Description de l’Égypte (2nde édition)/Tome 1/Chapitre VIII/Paragraphe 1

CHAPITRE HUITIÈME.


DESCRIPTION
D’ERMENT OU HERMONTHIS,

Par E. JOMARD.

§. I. De la ville d’Hermonthis.



Les antiquité d’Hermonthis n’offrent rien d’aussi grand que les temples de Philæ, d’Esné ou d’Edfoû. C’est par une disposition particulière au temple qu’elles renferment, par l’élégance de ses colonnes, par les sculptures dont il est couvert, enfin par un bassin qu’on croit avoir servi de nilomètre, que ces ruines se recommandent à l’attention du voyageur.

Le village d’Erment, qui a succédé à la ville d’Hermonthis, et qui en a aussi retenu le nom[1], est situé dans une grande plaine, à six cents mètres[2]à l’orient du Nil, et à un myriamètre[3] au-dessus de la ville de Thèbes.
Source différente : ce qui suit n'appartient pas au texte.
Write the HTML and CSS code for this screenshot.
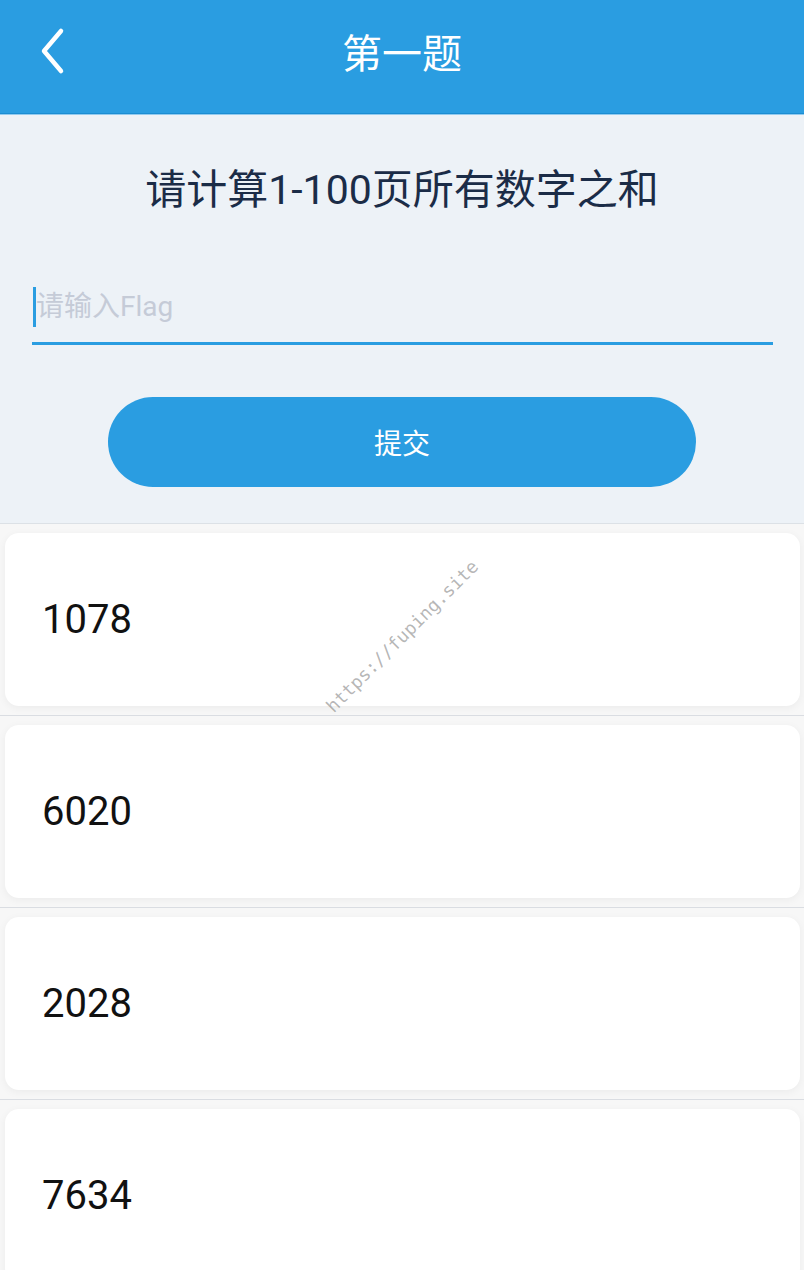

On le distingue, à quelque distance, par un minaret élevé qui a la forme d’une tour, et qui est placé audessous du village, c’est-à-dire, à l’est ; car, à cet endroit, le Nil ne coule pas au nord, mais au levant.

À quatre cents mètres[4] au nord de ce minaret, on trouve le temple égyptien, non loin d’un hameau qui dépend du village d’Erment. Ce temple est le seul qui subsiste au milieu d’une grande étendue de décombres, dont la longueur est d’environ un kilomètre, ou un petit quart de lieue. Les autres édifices que la ville a possédés, sont aujourd’hui enfouis ou détruits de fond en comble. Çà et là on aperçoit des débris de colonnes et de chapiteaux.

Autour du temple sont les vestiges d’un ancien mur d’enceinte ; et au midi, un bassin oblong qui était revêtu en pierres. Dans le prolongement de l’axe de ce bassin, est une large route bordée de chaque côté par les décombres, avec les fondations d’une porte à son extrémité : ce chemin m’a paru le reste d’une rue principale d’Hermonthis. Enfin, à deux cents mètres[5] au sud du temple, et à pareille distance du village, on trouve les restes d’un édifice plus récent, qui parait avoir servi d’église aux premiers chrétiens.

La ville d’Hermonthis, dans l’ancienne Égypte, était le chef-lieu d’un nome distinct de celui de Thèbes, malgré la proximité de la capitale. Pline et Ptolémée font mention de ce nome. Strabon place immédiatement cette ville après Thèbes, et dit qu’on y adorait Apollon et Jupiter. Sous les empereurs, on y a frappé des médailles, comme dans les autres métropoles ; témoin une médaille de l’an 126 de J. C., portant le nom de cette préfecture, avec la marque de l’an xi du règne d’Adrien[6] : d’un côté est la tête de ce prince, couronnée de lauriers ; de l’autre, une figure tenant une pique et un lion. Une légion romaine était stationnée dans ce lieu[7], qui, dans la suite, conserva encore assez d’importance pour être une ville épiscopale. L’histoire chrétienne rapporte les noms de plusieurs évêques d’Hermonthis[8].

La population d’Erment est encore, en partie, composée de chrétiens ; et l’on y fait voir le prétendu tombeau de Mary-Girgès ou S. George, qui est en grande vénération parmi eux. Je demandai à voir ce tombeau ; mais, par mégarde, je m’adressai à un musulman, qui, au lieu de me répondre, me fit en riant cette question : Qu’est-ce que Mary-Girgès ? La haine la plus envenimée règne à Erment entre les deux sectes. Les qobtes s’imaginaient, en nous voyant, que nous étions venus tout exprès pour exterminer le mahométans du village ; l’un d’eux me dit d’un grand sang-froid : Quand donc les Français tueront-ils tous ces misérables ? Nous ne trouvâmes d’accord les uns et les autres que pour nous vendre des antiques et des médailles qu’ils sont continuellement occupés à tirer des décombres. Ayant eu besoin de quelques hommes pour faire des fouilles dans le temple, je vis chrétiens et musulmans accourir pêle-mêle, et travailler de concert pour gagner quelques petites pièces de monnaie ; tant l’amour de l’argent a de force et d’empire sur les autres passions, même sur l’esprit de secte.

  1. On a aussi donné à ce lieu le nom de beled Mousä, c’est-à-dire patrie de Moïse.
  2. Trois cents toises.
  3. Deux lieues.
  4. Deux cents toises.
  5. Cent toises.
  6. Mémoire de l’Académie des inscriptions, in-12, t. xlix, p. 82.
  7. Notitia utraque dignitatum ; Venetiis, 1602, p. 90.
  8. Oriens Christianus t. ii, p. 609, 610.